After that it’s up for grabs and Allaster said that if the finances allow it the Tour may look at a mature market…and given she’s hot on delivering a great fan experience, London – which has been such a success for the ATP tour – will be given consideration.

No decision will be made for at least a year, but if it happened, you heard it here first. The girls in London to cap the season? Bring it on!

Junior Britwatch: gone, expect for a Burton (and a Morgan, Broady and Farquharson)

Lewis Burton and George Morgan played Hungary’s Marton Fucsovics and Libor Salaba and won 6-2 7-6 in the boys’ doubles semi-final. All the other Brits were knocked out today, which is a shame after shame after two standout runs.

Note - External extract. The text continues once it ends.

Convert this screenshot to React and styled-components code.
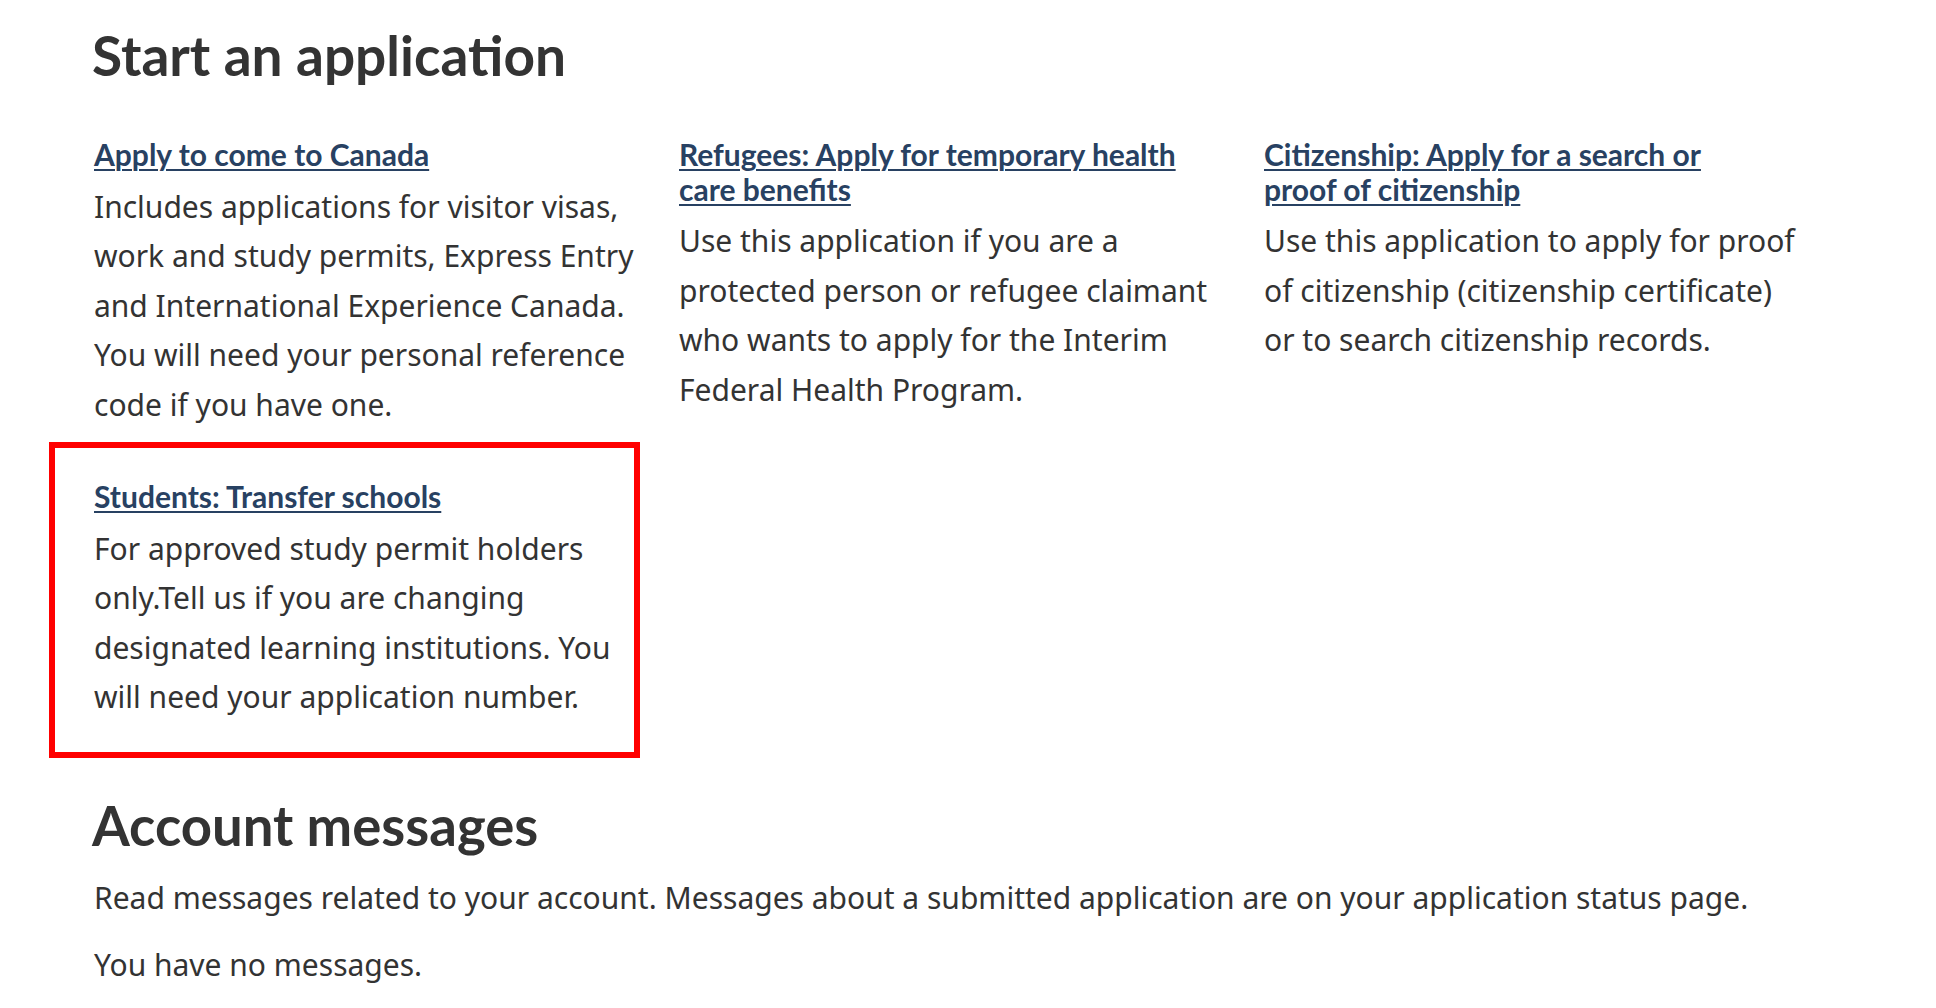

Oliver Golding took on Aussie Benjamin Mitchell on Court 12 and lost 6-2 6-2. Disappointed, but generous in defeat, Golding said although his game was not up to scratch “I’ve got to give some credit to him as well because I think he played a great match.  He was quite a different sort of player to everyone that I’ve played against so far.”

After that it was Laura Robson’s turn to face defeat 7-5 7-6 in her semi-final match against 17 year-old Sachie Ishizu of Japan. As she came off court she slammed her racket into the ground, clearly frustrated with her performance.

There were two other British boy’s pairings in action as well. Richard Gabb and Ashley Hewitt took on the Russian pairing of Mikhail Biryukov and Alexander Rumyantsev. The Brits lost 6-4 6-4.

Liam Broady and Tom Farquharson played Brazilian pair Guilherme Clezar and Tiago Fernandes. And after a 6-3 4-6 6-2 win the boys in red white and blue will also play for a place in a potential all-British final.